For Cole, the experience was helpful when she interned at the National Portrait Gallery over the summer. Senior Shelley O’Conor, meanwhile, realized that she likely did not want to be a curator.

“You have to have a really strong idea, and you have to consider politics like identity, and gender. That is tricky to handle so [your exhibition] is politically correct,” O’Conor said.

According to O’Connor, in the case of Latin American art, the curator needs to be careful not to misrepresent Latin Americans. A curator should not show South American art as simply bright colors and tropical fruit.

“What I’m trying to show to is that they didn’t just paint, quaint Latin American subjects.

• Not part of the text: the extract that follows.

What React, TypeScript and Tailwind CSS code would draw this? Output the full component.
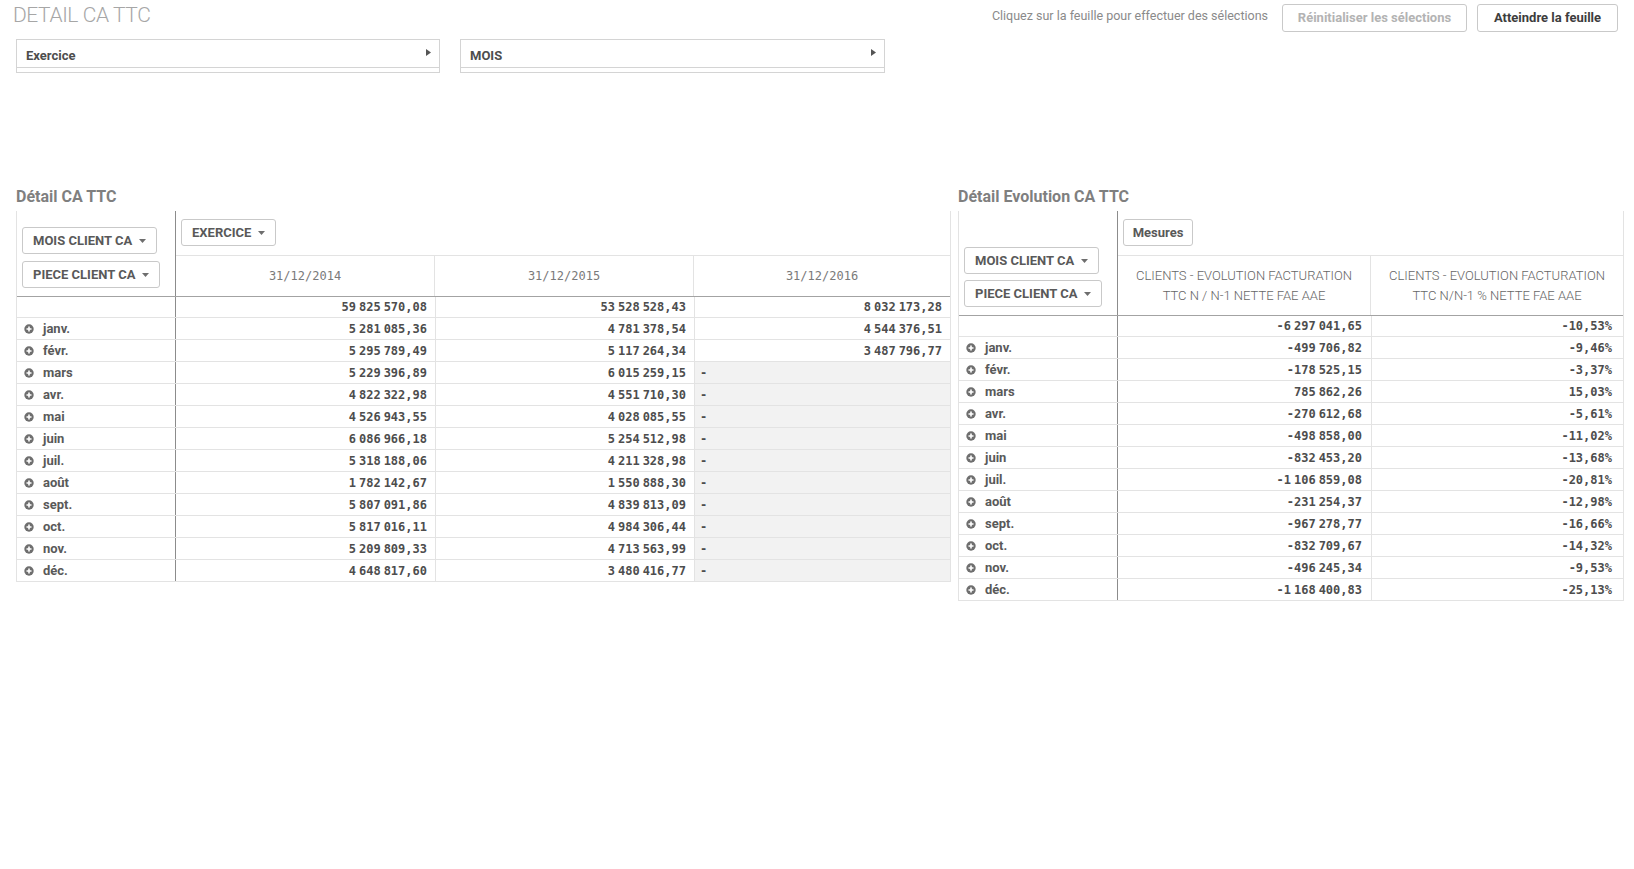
import React from "react";

const sans = "font-['Roboto','Liberation_Sans',sans-serif]";
const mono = "font-['DejaVu_Sans_Mono','Liberation_Mono',monospace]";

const months = ["janv.", "févr.", "mars", "avr.", "mai", "juin", "juil.", "août", "sept.", "oct.", "nov.", "déc."];

const caRows: [string, string, string | null][] = [
  ["5 281 085,36", "4 781 378,54", "4 544 376,51"],
  ["5 295 789,49", "5 117 264,34", "3 487 796,77"],
  ["5 229 396,89", "6 015 259,15", null],
  ["4 822 322,98", "4 551 710,30", null],
  ["4 526 943,55", "4 028 085,55", null],
  ["6 086 966,18", "5 254 512,98", null],
  ["5 318 188,06", "4 211 328,98", null],
  ["1 782 142,67", "1 550 888,30", null],
  ["5 807 091,86", "4 839 813,09", null],
  ["5 817 016,11", "4 984 306,44", null],
  ["5 209 809,33", "4 713 563,99", null],
  ["4 648 817,60", "3 480 416,77", null],
];

const evoRows: [string, string][] = [
  ["-499 706,82", "-9,46%"],
  ["-178 525,15", "-3,37%"],
  ["785 862,26", "15,03%"],
  ["-270 612,68", "-5,61%"],
  ["-498 858,00", "-11,02%"],
  ["-832 453,20", "-13,68%"],
  ["-1 106 859,08", "-20,81%"],
  ["-231 254,37", "-12,98%"],
  ["-967 278,77", "-16,66%"],
  ["-832 709,67", "-14,32%"],
  ["-496 245,34", "-9,53%"],
  ["-1 168 400,83", "-25,13%"],
];

// numbers use a narrow group separator, like the Qlik number format
function Num({ v }: { v: string }) {
  const parts = v.split(" ");
  return (
    <span className="whitespace-nowrap">
      {parts.map((p, i) => (
        <React.Fragment key={i}>
          {i > 0 && <span className="inline-block w-[3px]" />}
          {p}
        </React.Fragment>
      ))}
    </span>
  );
}

function PlusIcon() {
  return (
    <svg width="10" height="10" viewBox="0 0 10 10" className="shrink-0">
      <circle cx="5" cy="5" r="4.7" fill="#6e6e6e" />
      <path d="M5 2.5v5M2.5 5h5" stroke="#fff" strokeWidth="1.6" />
    </svg>
  );
}

function Caret() {
  return (
    <svg width="7" height="4" viewBox="0 0 7 4" className="ml-[7px]">
      <path d="M0 0h7L3.5 4z" fill="#6e6e6e" />
    </svg>
  );
}

function DimButton({ label }: { label: string }) {
  return (
    <div className="h-[27px] w-fit inline-flex items-center px-[10px] border border-[#c9c9c9] rounded-[3px] bg-white text-[13px] font-bold text-[#595959]">
      {label}
      <Caret />
    </div>
  );
}

function FilterBox({ label, w }: { label: string; w: string }) {
  return (
    <div className={`${w} h-[34px] border border-[#d4d4d4] flex flex-col`}>
      <div className="h-[28px] border-b border-[#d4d4d4] flex items-center justify-between pl-[9px] pr-[8px] pt-[4px]">
        <span className="text-[13px] font-bold text-[#4d4d4d]">{label}</span>
        <svg width="5" height="7" viewBox="0 0 5 7" className="-mt-[7px]">
          <path d="M0 0l5 3.5L0 7z" fill="#555" />
        </svg>
      </div>
    </div>
  );
}

function RowLabel({ name }: { name: string }) {
  return (
    <div className="flex items-center pl-[7px] gap-[9px] border-r border-[#8c8c8c] h-full">
      <PlusIcon />
      <span className="text-[13px] font-bold text-[#595959]">{name}</span>
    </div>
  );
}

const numCell = `flex items-center justify-end ${mono} text-[12px] font-bold text-[#4d4d4d]`;

function CaTable() {
  return (
    <div className="w-[935px] border-x border-[#e3e3e3]">
      {/* header */}
      <div className="flex h-[86px] border-b border-[#a3a3a3]">
        <div className="w-[159px] border-r border-[#8c8c8c] flex flex-col justify-end items-start gap-[7px] pl-[5px] pb-[8px]">
          <DimButton label="MOIS CLIENT CA" />
          <DimButton label="PIECE CLIENT CA" />
        </div>
        <div className="flex-1 flex flex-col">
          <div className="h-[44px] pt-[8px] pl-[5px]">
            <DimButton label="EXERCICE" />
          </div>
          <div className="flex-1 grid grid-cols-[259px_259px_1fr] border-t border-[#e3e3e3]">
            {["31/12/2014", "31/12/2015", "31/12/2016"].map((d, i) => (
              <div
                key={d}
                className={`flex items-center justify-center ${mono} text-[12px] text-[#7a7a7a] ${i < 2 ? "border-r border-[#e3e3e3]" : ""}`}
              >
                {d}
              </div>
            ))}
          </div>
        </div>
      </div>
      {/* totals */}
      <div className="grid grid-cols-[159px_260px_259px_1fr] h-[21px] border-b border-[#e3e3e3]">
        <div className="border-r border-[#8c8c8c]" />
        <div className={`${numCell} pr-[8px] border-r border-[#e3e3e3]`}><Num v="59 825 570,08" /></div>
        <div className={`${numCell} pr-[8px] border-r border-[#e3e3e3]`}><Num v="53 528 528,43" /></div>
        <div className={`${numCell} pr-[8px]`}><Num v="8 032 173,28" /></div>
      </div>
      {caRows.map((r, i) => (
        <div key={i} className="grid grid-cols-[159px_260px_259px_1fr] h-[22px] border-b border-[#e3e3e3]">
          <RowLabel name={months[i]} />
          <div className={`${numCell} pr-[8px] border-r border-[#e3e3e3]`}><Num v={r[0]} /></div>
          <div className={`${numCell} pr-[8px] border-r border-[#e3e3e3]`}><Num v={r[1]} /></div>
          {r[2] ? (
            <div className={`${numCell} pr-[8px]`}><Num v={r[2]} /></div>
          ) : (
            <div className={`flex items-center pl-[5px] bg-[#f2f2f2] ${mono} text-[12px] font-bold text-[#4d4d4d]`}>-</div>
          )}
        </div>
      ))}
    </div>
  );
}

function EvoTable() {
  return (
    <div className="w-[666px] border-x border-[#e3e3e3]">
      <div className="flex h-[105px] border-b border-[#a3a3a3]">
        <div className="w-[159px] border-r border-[#8c8c8c] flex flex-col justify-end items-start gap-[6px] pl-[5px] pb-[8px]">
          <DimButton label="MOIS CLIENT CA" />
          <DimButton label="PIECE CLIENT CA" />
        </div>
        <div className="flex-1 flex flex-col">
          <div className="h-[44px] pt-[8px] pl-[5px]">
            <div className="h-[27px] w-[70px] flex items-center justify-center border border-[#c9c9c9] rounded-[3px] text-[13px] font-bold text-[#595959]">
              Mesures
            </div>
          </div>
          <div className="flex-1 grid grid-cols-[253px_1fr] border-t border-[#e3e3e3]">
            <div className="flex items-center justify-center text-center border-r border-[#e3e3e3] text-[13px] font-light leading-[20px] text-[#666]">
              CLIENTS - EVOLUTION FACTURATION<br />TTC N / N-1 NETTE FAE AAE
            </div>
            <div className="flex items-center justify-center text-center text-[13px] font-light leading-[20px] text-[#666]">
              CLIENTS - EVOLUTION FACTURATION<br />TTC N/N-1 % NETTE FAE AAE
            </div>
          </div>
        </div>
      </div>
      <div className="grid grid-cols-[159px_254px_1fr] h-[21px] border-b border-[#e3e3e3]">
        <div className="border-r border-[#8c8c8c]" />
        <div className={`${numCell} pr-[9px] border-r border-[#e3e3e3]`}><Num v="-6 297 041,65" /></div>
        <div className={`${numCell} pr-[11px]`}>-10,53%</div>
      </div>
      {evoRows.map((r, i) => (
        <div key={i} className="grid grid-cols-[159px_254px_1fr] h-[22px] border-b border-[#e3e3e3]">
          <RowLabel name={months[i]} />
          <div className={`${numCell} pr-[9px] border-r border-[#e3e3e3]`}><Num v={r[0]} /></div>
          <div className={`${numCell} pr-[11px]`}>{r[1]}</div>
        </div>
      ))}
    </div>
  );
}

export default function App() {
  return (
    <div className={`w-[1634px] h-[869px] bg-white overflow-hidden ${sans}`}>
      {/* top bar */}
      <div className="flex items-start justify-between pl-[13px] pr-[16px] pt-[4px] h-[35px]">
        <h1 className="text-[21px] font-light text-[#a6a6a6] leading-[22px] tracking-[-0.4px]">DETAIL CA TTC</h1>
        <div className="flex items-center">
          <span className="text-[12.5px] text-[#8a8a8a] mr-[14px] -mt-[3px]">Cliquez sur la feuille pour effectuer des sélections</span>
          <div className="h-[28px] w-[185px] flex items-center justify-center border border-[#c9c9c9] rounded-[3px] text-[13px] font-bold text-[#b3b3b3]">
            Réinitialiser les sélections
          </div>
          <div className="h-[28px] w-[141px] ml-[10px] flex items-center justify-center border border-[#c9c9c9] rounded-[3px] text-[13px] font-bold text-[#3d3d3d]">
            Atteindre la feuille
          </div>
        </div>
      </div>

      {/* filters */}
      <div className="flex gap-[20px] pl-[16px] mt-[4px]">
        <FilterBox label="Exercice" w="w-[424px]" />
        <FilterBox label="MOIS" w="w-[425px]" />
      </div>

      {/* tables */}
      <div className="flex gap-[7px] pl-[16px] mt-[114px]">
        <div className="flex flex-col">
          <h2 className="h-[24px] text-[16px] font-bold text-[#7f7f7f] leading-[20px]">Détail CA TTC</h2>
          <CaTable />
        </div>
        <div className="flex flex-col">
          <h2 className="h-[24px] text-[16px] font-bold text-[#7f7f7f] leading-[20px]">Détail Evolution CA TTC</h2>
          <EvoTable />
        </div>
      </div>
    </div>
  );
}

They were involved in every single movement,” Greet said. “What I’m arguing in the exhibition as well that it’s not just one-way influence. These artists were contributing. They were part of the global circles in Paris. They were part of the conversations about modernism. Not just sucking up influence and copying what they saw, but they were really part of that circle.”

Greet hopes to see the exhibition on tour by late 2017 to early 2018.

“With this one [exhibit], this one is special because it’s really a wonderful discovery and the work is so great. The story is really interesting, the work is really wonderful, a lot of it hasn’t been seen before in the U.S. And a lot of it many scholars who focus on Latin America are not necessarily familiar with. It’s very exciting in that way,” King said. “When we talk to people, when I’ve talked to fellow curators and other museum professionals about the show, people are very excited about it. They understand right away that this is something special, and it’s something that will really make a wonderful contribution to scholarship. But also in terms of seeing this great work, I think that’s what really makes this exhibition special.”